Exercise task:
Find every line below that contains the word "React" and copy it out.

==*==

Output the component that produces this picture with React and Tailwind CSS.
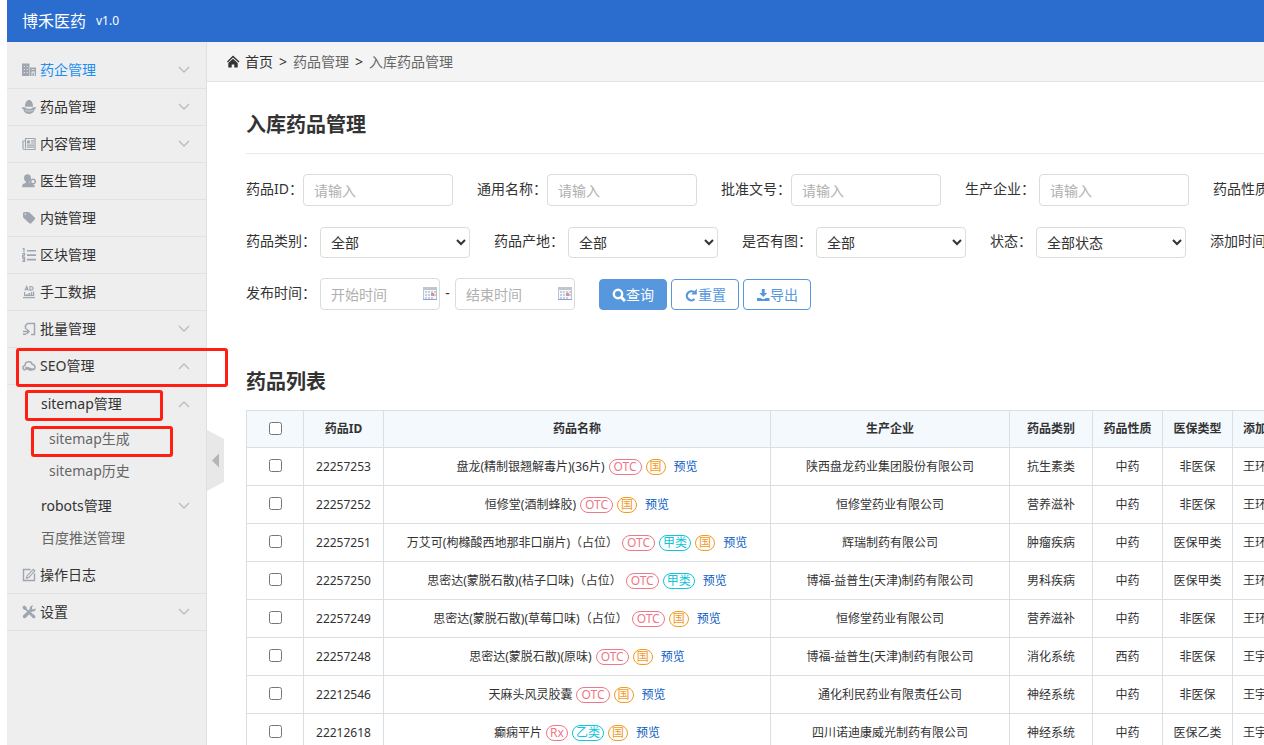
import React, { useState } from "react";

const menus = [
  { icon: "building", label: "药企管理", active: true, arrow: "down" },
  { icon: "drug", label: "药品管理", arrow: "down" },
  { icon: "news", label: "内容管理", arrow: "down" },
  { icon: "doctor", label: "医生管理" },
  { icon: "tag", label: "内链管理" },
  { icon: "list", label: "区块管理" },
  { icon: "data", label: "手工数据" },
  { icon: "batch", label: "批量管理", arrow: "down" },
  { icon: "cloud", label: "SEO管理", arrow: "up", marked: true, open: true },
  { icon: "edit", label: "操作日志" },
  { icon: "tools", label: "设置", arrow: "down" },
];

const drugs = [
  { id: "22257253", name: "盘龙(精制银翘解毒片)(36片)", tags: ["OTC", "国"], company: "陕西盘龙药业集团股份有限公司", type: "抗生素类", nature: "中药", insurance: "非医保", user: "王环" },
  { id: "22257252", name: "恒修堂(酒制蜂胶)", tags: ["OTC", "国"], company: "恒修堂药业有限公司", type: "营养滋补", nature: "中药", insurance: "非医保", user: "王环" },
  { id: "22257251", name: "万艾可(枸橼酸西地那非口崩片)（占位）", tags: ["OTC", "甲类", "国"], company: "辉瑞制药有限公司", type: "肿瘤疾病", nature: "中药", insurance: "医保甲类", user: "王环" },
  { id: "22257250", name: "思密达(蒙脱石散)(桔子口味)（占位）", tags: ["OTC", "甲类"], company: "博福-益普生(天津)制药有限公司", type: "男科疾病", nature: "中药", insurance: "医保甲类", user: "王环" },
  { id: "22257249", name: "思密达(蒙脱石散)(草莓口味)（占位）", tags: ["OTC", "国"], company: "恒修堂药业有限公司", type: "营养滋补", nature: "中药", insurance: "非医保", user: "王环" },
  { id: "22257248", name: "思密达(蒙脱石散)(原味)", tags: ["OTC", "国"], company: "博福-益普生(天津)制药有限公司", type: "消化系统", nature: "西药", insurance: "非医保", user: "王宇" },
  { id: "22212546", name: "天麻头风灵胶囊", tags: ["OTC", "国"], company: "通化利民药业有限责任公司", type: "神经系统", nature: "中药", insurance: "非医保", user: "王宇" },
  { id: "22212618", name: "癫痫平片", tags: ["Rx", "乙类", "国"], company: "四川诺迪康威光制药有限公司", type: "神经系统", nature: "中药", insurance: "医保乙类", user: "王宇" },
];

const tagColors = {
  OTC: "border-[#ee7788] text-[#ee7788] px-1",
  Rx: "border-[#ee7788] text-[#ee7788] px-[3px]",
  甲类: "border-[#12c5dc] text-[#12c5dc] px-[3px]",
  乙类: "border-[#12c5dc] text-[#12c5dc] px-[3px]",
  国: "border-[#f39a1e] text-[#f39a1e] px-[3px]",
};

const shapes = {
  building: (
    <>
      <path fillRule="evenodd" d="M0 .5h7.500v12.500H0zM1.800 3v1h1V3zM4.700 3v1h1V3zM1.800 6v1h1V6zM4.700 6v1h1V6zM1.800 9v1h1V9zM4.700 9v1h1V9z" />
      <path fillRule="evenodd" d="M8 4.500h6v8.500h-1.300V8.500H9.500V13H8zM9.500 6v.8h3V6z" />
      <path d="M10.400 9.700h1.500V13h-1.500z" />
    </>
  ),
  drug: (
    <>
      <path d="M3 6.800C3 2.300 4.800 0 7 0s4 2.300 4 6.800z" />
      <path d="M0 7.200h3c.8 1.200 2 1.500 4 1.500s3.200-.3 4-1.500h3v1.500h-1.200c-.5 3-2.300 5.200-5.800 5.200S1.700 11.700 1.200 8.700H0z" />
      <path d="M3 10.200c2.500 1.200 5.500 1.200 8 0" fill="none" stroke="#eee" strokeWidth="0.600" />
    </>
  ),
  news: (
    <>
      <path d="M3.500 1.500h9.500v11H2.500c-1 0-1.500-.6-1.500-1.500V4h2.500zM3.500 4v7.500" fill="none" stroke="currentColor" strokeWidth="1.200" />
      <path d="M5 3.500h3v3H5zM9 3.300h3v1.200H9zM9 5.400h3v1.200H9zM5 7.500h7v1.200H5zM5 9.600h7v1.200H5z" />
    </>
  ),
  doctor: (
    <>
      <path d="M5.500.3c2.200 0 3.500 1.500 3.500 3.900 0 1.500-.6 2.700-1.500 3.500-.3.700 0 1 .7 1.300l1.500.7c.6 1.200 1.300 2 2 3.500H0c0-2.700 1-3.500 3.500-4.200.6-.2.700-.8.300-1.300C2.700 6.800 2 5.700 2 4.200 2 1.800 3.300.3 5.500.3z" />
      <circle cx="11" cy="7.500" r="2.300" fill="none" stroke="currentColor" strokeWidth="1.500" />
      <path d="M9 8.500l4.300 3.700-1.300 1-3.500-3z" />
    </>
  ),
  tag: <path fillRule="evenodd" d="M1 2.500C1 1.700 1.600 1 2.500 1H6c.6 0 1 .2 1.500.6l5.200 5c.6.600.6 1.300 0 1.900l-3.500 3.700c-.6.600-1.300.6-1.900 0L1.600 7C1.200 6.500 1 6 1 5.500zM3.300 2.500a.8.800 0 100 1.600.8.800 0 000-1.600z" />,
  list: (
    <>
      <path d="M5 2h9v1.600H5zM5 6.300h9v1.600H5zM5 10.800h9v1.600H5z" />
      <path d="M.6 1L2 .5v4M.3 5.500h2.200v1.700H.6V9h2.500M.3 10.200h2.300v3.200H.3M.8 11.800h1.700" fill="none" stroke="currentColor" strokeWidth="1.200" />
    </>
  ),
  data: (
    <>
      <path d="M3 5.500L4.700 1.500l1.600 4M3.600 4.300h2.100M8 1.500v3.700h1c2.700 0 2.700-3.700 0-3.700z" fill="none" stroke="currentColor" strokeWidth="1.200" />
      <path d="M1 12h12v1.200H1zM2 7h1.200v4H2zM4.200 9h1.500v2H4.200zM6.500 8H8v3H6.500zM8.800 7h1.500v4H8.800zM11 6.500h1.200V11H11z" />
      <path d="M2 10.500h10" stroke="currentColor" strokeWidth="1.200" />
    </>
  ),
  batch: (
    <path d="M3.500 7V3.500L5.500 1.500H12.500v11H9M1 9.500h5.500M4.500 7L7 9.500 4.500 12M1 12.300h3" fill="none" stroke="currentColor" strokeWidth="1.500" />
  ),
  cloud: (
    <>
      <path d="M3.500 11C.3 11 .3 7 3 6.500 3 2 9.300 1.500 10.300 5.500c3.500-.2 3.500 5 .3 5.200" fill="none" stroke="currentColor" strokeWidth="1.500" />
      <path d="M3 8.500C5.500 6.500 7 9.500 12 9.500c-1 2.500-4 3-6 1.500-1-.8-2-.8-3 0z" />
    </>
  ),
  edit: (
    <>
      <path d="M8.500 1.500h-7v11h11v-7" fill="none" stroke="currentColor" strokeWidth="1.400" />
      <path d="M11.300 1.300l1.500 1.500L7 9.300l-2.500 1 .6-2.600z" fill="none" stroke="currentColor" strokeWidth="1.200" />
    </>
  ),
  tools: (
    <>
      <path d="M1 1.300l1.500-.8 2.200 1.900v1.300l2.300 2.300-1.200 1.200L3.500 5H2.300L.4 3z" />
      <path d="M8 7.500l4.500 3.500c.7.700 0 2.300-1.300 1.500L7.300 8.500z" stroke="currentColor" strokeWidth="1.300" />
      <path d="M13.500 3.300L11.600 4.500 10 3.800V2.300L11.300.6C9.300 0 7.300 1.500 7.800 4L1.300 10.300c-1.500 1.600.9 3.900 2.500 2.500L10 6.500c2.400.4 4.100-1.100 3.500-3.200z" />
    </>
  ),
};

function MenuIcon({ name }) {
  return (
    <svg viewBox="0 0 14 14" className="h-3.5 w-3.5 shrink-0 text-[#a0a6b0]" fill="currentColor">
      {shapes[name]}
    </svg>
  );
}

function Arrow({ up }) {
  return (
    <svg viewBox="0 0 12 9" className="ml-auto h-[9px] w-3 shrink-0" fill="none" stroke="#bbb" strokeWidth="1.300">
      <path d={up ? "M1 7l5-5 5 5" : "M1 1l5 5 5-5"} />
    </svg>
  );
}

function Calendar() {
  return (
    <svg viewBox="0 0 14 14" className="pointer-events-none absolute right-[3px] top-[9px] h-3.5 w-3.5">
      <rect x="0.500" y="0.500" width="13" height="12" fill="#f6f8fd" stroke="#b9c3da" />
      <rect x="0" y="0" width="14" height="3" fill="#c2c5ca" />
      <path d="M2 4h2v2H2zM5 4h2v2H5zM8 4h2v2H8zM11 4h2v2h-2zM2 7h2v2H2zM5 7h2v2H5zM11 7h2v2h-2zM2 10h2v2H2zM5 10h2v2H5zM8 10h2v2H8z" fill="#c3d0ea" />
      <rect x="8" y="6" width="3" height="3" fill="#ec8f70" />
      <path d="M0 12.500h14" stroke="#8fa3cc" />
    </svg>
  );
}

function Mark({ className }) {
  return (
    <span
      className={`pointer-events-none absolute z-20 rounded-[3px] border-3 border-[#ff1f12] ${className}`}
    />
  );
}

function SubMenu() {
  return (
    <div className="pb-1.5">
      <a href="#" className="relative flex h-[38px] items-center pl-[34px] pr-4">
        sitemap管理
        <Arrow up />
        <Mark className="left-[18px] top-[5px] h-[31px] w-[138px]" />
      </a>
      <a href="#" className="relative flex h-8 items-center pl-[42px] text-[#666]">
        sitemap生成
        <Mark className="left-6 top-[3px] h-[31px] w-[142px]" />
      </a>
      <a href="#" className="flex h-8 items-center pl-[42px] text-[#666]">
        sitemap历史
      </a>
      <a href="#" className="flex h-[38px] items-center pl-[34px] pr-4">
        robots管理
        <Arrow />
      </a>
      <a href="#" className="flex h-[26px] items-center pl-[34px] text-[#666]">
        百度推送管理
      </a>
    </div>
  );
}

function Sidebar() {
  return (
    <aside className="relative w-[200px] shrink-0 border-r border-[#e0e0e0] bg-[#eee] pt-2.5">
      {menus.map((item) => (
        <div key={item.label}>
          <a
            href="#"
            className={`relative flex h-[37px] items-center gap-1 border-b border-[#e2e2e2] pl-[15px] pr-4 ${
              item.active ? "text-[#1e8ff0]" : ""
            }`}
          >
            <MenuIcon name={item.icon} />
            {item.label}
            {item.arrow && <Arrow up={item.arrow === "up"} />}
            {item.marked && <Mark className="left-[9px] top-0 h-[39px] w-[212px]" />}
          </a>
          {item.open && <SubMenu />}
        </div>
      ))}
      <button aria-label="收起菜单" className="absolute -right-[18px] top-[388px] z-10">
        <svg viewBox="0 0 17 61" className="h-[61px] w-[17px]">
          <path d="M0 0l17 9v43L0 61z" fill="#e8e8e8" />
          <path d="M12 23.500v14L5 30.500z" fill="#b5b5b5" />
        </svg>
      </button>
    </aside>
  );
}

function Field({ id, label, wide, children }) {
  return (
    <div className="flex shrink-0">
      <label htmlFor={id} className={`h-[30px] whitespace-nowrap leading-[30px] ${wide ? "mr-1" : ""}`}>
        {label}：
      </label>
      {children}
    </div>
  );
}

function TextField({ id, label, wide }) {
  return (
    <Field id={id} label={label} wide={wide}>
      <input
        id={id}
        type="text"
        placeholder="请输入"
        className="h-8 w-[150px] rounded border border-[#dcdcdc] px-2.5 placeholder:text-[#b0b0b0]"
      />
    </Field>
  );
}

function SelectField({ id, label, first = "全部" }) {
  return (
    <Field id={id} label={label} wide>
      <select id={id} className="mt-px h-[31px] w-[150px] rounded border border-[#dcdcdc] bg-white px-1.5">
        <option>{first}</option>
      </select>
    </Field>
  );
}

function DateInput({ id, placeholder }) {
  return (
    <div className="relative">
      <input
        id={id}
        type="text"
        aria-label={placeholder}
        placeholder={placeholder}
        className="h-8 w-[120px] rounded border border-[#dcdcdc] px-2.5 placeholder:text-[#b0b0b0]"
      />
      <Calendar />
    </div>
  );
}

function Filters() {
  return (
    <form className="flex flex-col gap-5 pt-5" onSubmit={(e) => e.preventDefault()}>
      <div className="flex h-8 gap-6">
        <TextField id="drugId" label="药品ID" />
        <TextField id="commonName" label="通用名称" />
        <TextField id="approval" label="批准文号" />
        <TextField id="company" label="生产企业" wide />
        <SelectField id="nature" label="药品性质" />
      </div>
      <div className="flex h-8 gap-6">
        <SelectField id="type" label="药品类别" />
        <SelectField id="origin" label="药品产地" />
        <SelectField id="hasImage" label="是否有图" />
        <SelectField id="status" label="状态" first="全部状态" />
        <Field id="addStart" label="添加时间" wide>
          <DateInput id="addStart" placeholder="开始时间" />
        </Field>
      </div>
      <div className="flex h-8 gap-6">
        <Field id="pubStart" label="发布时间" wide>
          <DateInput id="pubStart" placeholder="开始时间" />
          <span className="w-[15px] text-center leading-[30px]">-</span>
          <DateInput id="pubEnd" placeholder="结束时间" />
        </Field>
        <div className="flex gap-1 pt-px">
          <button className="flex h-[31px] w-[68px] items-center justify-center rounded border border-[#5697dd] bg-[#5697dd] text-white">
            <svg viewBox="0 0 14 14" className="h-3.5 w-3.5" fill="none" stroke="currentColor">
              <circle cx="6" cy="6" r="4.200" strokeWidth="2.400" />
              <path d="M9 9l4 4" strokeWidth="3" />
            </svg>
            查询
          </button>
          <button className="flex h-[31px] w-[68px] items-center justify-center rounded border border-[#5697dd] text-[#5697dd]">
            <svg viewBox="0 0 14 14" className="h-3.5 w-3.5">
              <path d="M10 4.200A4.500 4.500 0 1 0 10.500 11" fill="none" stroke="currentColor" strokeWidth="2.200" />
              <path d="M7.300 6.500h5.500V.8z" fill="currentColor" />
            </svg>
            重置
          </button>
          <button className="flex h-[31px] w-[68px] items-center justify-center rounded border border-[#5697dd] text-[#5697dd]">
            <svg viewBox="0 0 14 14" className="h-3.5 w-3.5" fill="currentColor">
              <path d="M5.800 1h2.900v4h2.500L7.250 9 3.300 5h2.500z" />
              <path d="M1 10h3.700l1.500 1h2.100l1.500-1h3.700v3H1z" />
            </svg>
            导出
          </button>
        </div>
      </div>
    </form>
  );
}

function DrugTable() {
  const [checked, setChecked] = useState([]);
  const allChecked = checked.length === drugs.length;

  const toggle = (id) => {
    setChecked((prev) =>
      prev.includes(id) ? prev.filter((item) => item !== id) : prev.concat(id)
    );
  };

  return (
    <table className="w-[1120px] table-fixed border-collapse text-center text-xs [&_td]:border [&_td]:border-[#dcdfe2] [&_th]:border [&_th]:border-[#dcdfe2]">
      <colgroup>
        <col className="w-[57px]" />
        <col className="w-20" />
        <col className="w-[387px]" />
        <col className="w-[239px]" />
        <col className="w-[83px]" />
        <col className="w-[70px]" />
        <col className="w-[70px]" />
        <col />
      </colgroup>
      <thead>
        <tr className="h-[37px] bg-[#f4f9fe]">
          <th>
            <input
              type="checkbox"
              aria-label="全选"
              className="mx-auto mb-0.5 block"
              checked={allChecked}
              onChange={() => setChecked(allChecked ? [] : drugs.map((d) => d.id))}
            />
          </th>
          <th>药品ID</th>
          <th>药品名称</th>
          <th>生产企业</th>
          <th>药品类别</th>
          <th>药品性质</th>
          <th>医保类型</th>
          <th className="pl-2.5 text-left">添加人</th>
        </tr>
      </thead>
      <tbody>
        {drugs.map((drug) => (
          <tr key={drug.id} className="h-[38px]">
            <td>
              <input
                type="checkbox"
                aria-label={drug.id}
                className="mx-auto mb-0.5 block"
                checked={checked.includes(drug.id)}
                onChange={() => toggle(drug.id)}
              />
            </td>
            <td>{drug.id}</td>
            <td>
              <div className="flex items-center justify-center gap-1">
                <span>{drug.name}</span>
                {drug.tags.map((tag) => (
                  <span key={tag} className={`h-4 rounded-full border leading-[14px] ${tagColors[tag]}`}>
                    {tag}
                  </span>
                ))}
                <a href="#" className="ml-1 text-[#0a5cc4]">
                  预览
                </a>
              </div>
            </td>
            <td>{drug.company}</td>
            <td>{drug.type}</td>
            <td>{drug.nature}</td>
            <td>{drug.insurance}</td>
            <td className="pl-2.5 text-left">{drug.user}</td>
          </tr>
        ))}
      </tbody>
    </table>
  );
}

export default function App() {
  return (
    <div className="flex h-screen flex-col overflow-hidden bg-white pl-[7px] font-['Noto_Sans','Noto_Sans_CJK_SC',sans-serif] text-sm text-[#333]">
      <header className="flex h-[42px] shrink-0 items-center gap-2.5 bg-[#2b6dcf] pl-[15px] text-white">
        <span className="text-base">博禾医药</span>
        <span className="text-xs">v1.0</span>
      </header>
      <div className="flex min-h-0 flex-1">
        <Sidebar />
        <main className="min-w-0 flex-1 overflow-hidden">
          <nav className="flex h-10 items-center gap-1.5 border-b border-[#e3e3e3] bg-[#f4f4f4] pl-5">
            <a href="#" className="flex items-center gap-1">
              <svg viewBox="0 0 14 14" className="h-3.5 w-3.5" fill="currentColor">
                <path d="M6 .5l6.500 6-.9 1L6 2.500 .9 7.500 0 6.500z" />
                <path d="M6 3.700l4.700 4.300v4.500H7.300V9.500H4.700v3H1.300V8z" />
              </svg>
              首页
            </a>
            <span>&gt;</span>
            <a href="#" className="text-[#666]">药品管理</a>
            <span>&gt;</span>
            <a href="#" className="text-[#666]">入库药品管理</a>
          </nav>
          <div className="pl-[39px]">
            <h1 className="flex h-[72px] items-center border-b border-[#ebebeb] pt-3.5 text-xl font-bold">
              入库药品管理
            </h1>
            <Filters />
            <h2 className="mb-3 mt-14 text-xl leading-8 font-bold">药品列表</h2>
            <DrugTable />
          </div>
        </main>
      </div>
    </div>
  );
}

==*==

Task output:
Output the component that produces this picture with React and Tailwind CSS.
import React, { useState } from "react";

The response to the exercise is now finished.